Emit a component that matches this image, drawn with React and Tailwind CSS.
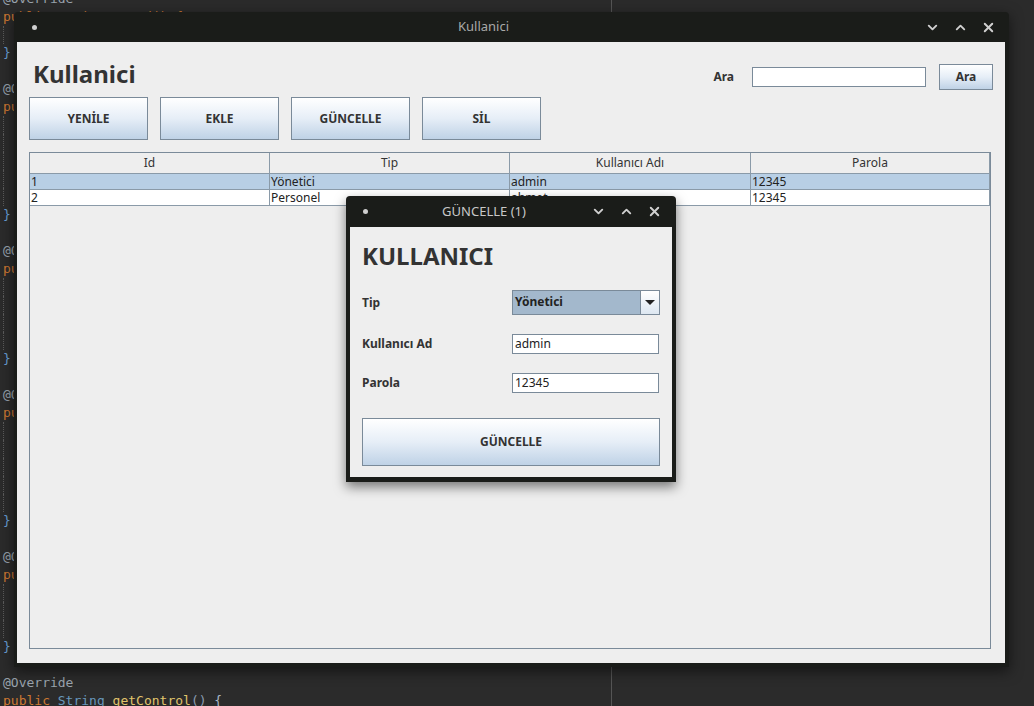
import React from "react";
import { ChevronDown, ChevronUp, X } from "lucide-react";

const codeBlocks = [
  { start: -1, kind: "ann" },
  { start: 0, kind: "sig", text: "public String getId() {" },
  { start: 2, kind: "end" },
  { start: 4, kind: "ann" },
  { start: 5, kind: "sig", text: "public void setId(String id) {" },
  { start: 11, kind: "end" },
  { start: 13, kind: "ann" },
  { start: 14, kind: "sig", text: "public String getTip() {" },
  { start: 19, kind: "end" },
  { start: 21, kind: "ann" },
  { start: 22, kind: "sig", text: "public void setTip(String tip) {" },
  { start: 28, kind: "end" },
  { start: 30, kind: "ann" },
  { start: 31, kind: "sig", text: "public String getName() {" },
  { start: 35, kind: "end" },
  { start: 37, kind: "ann" },
];

const CodeLine = ({ line }) => {
  if (!line) return <div className="h-[18px]" />;
  if (line.kind === "ann")
    return <div className="h-[18px] pl-[3px] text-[#9aa3ad]">@Override</div>;
  if (line.kind === "end")
    return <div className="h-[18px] pl-[3px] text-[#6a9fd4]">{"}"}</div>;
  if (line.kind === "guide")
    return <div className="h-[18px] ml-[3px] border-l border-dotted border-[#5a5a5a]" />;
  if (line.kind === "last")
    return (
      <div className="h-[18px] pl-[3px] whitespace-pre">
        <span className="text-[#cc7832]">public </span>
        <span className="text-[#6897bb]">String </span>
        <span className="text-[#e0c46c]">getControl</span>
        <span className="text-[#8a9bb0]">() </span>
        <span className="text-[#a9b7c6]">{"{"}</span>
      </div>
    );
  return (
    <div className="h-[18px] pl-[3px] whitespace-pre text-[#cc7832]">{line.text}</div>
  );
};

const buildLines = () => {
  const lines = {};
  let open = false;
  for (let i = -1; i <= 38; i++) lines[i] = null;
  codeBlocks.forEach((b) => (lines[b.start] = b));
  for (let i = -1; i <= 38; i++) {
    if (lines[i] && lines[i].kind === "sig") open = true;
    else if (lines[i] && lines[i].kind === "end") open = false;
    else if (!lines[i] && open) lines[i] = { kind: "guide" };
  }
  lines[38] = { kind: "last" };
  return Object.keys(lines)
    .map(Number)
    .sort((a, b) => a - b)
    .map((k) => lines[k]);
};

const TitleIcons = () => (
  <div className="flex items-center gap-[13px] text-[#d0d0d0]">
    <ChevronDown size={15} strokeWidth={3} />
    <ChevronUp size={15} strokeWidth={3} />
    <X size={15} strokeWidth={3} />
  </div>
);

const MetalButton = ({ children, className = "" }) => (
  <button
    className={`border border-[#7a8a99] bg-gradient-to-b from-white via-[#e6eef7] to-[#bfd2e6] text-[12px] font-bold text-[#333] ${className}`}
  >
    {children}
  </button>
);

const TextField = ({ value, className = "" }) => (
  <div
    className={`border border-[#7a8a99] bg-white text-[12px] leading-[18px] pl-[2px] text-[#222] ${className}`}
  >
    {value}
  </div>
);

const rows = [
  ["1", "Yönetici", "admin", "12345"],
  ["2", "Personel", "ahmet", "12345"],
];

const App = () => {
  const lines = buildLines();

  return (
    <div
      className="relative w-[1034px] h-[706px] overflow-hidden bg-[#2b2b2b]"
      style={{ fontFamily: '"Noto Sans", sans-serif' }}
    >
      {/* editor behind */}
      <div
        className="absolute left-0 top-[-10px] flex flex-col text-[13px] leading-[18px]"
        style={{ fontFamily: '"DejaVu Sans Mono", monospace' }}
      >
        {lines.map((l, i) => (
          <CodeLine key={i} line={l} />
        ))}
      </div>
      <div className="absolute left-[611px] top-0 h-full w-px bg-[#555]" />

      {/* main window */}
      <div className="absolute left-[14px] top-[12px] w-[995px] h-[655px] flex flex-col bg-[#1a1c19] rounded-t-[4px] shadow-[0_4px_14px_rgba(0,0,0,0.55)]">
        <div className="relative h-[30px] flex items-center justify-between pl-[18px] pr-[13px]">
          <div className="w-[5px] h-[5px] rounded-full bg-[#cfcfcf]" />
          <div className="absolute left-0 right-[56px] text-center text-[13px] text-[#a8a8a8] pointer-events-none">
            Kullanici
          </div>
          <TitleIcons />
        </div>
        <div className="flex-1 ml-[3px] mr-[4px] mb-[4px] bg-[#eeeeee] px-[12px] flex flex-col">
          <div className="h-[55px] flex justify-between items-start">
            <h1 className="mt-[16px] ml-[4px] text-[24px] leading-[32px] font-bold text-[#333]">
              Kullanici
            </h1>
            <div className="mt-[22px] h-[26px] flex items-center">
              <span className="text-[12px] font-bold text-[#333]">Ara</span>
              <TextField value="" className="ml-[18px] w-[174px] h-[20px]" />
              <MetalButton className="ml-[13px] w-[54px] h-[26px]">Ara</MetalButton>
            </div>
          </div>

          <div className="flex gap-[12px]">
            {["YENİLE", "EKLE", "GÜNCELLE", "SİL"].map((b) => (
              <MetalButton key={b} className="w-[119px] h-[43px]">
                {b}
              </MetalButton>
            ))}
          </div>

          <div className="mt-[12px] w-[962px] h-[497px] border border-[#7a8a99] bg-[#eeeeee]">
            <div className="grid grid-cols-[240px_240px_241px_239px] h-[21px]">
              {["Id", "Tip", "Kullanıcı Adı", "Parola"].map((h) => (
                <div
                  key={h}
                  className="border-r border-b border-[#8a9aa8] text-center text-[12px] leading-[20px] text-[#333]"
                >
                  {h}
                </div>
              ))}
            </div>
            {rows.map((r, ri) => (
              <div
                key={ri}
                className={`grid grid-cols-[240px_240px_241px_239px] h-[16px] ${
                  ri === 0 ? "bg-[#b8cfe5]" : "bg-white"
                }`}
              >
                {r.map((c, ci) => (
                  <div
                    key={ci}
                    className="border-r border-b border-[#8a9aa8] pl-[1px] text-[12px] leading-[15px] text-[#222] overflow-hidden"
                  >
                    {c}
                  </div>
                ))}
              </div>
            ))}
          </div>
        </div>
      </div>

      {/* dialog */}
      <div className="absolute left-[346px] top-[196px] w-[330px] h-[286px] flex flex-col bg-[#1a1c19] rounded-t-[4px] shadow-[0_5px_12px_rgba(0,0,0,0.5)]">
        <div className="relative h-[31px] flex items-center justify-between pl-[17px] pr-[14px]">
          <div className="w-[5px] h-[5px] rounded-full bg-[#cfcfcf]" />
          <div className="absolute left-0 right-[54px] text-center text-[13px] text-[#c8c8c8] pointer-events-none">
            GÜNCELLE (1)
          </div>
          <TitleIcons />
        </div>
        <div className="flex-1 mx-[4px] mb-[5px] bg-[#eeeeee] px-[12px] pt-[13px] flex flex-col">
          <h2 className="text-[24px] leading-[32px] font-bold text-[#333]">KULLANICI</h2>
          <div className="mt-[18px] h-[25px] flex items-center">
            <span className="w-[150px] text-[12px] font-bold text-[#333]">Tip</span>
            <div className="w-[148px] h-[25px] flex border border-[#7a8a99] bg-[#a3b8cc]">
              <div className="flex-1 pl-[2px] text-[12px] font-bold leading-[22px] text-[#222]">
                Yönetici
              </div>
              <div className="w-[19px] border-l border-[#7a8a99] bg-gradient-to-b from-white to-[#dde7f1] flex items-center justify-center">
                <svg width="10" height="6" viewBox="0 0 10 6">
                  <path d="M0 0 L10 0 L5 5 Z" fill="#222" />
                </svg>
              </div>
            </div>
          </div>
          <div className="mt-[19px] h-[20px] flex items-center">
            <span className="w-[150px] text-[12px] font-bold text-[#333]">Kullanıcı Ad</span>
            <TextField value="admin" className="w-[147px] h-[20px]" />
          </div>
          <div className="mt-[19px] h-[20px] flex items-center">
            <span className="w-[150px] text-[12px] font-bold text-[#333]">Parola</span>
            <TextField value="12345" className="w-[147px] h-[20px]" />
          </div>
          <MetalButton className="mt-[25px] w-[298px] h-[48px]">GÜNCELLE</MetalButton>
        </div>
      </div>
    </div>
  );
};

export default App;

□ □ □ □

> _AIM OF THE EXERCISE_
Repeat the lines above, starting at the first and stopping after the line that holds "ChevronDown, ChevronUp, X", with the pictures left out.

> _SOLVED PROBLEM_
Emit a component that matches this image, drawn with React and Tailwind CSS.
import React from "react";
import { ChevronDown, ChevronUp, X } from "lucide-react";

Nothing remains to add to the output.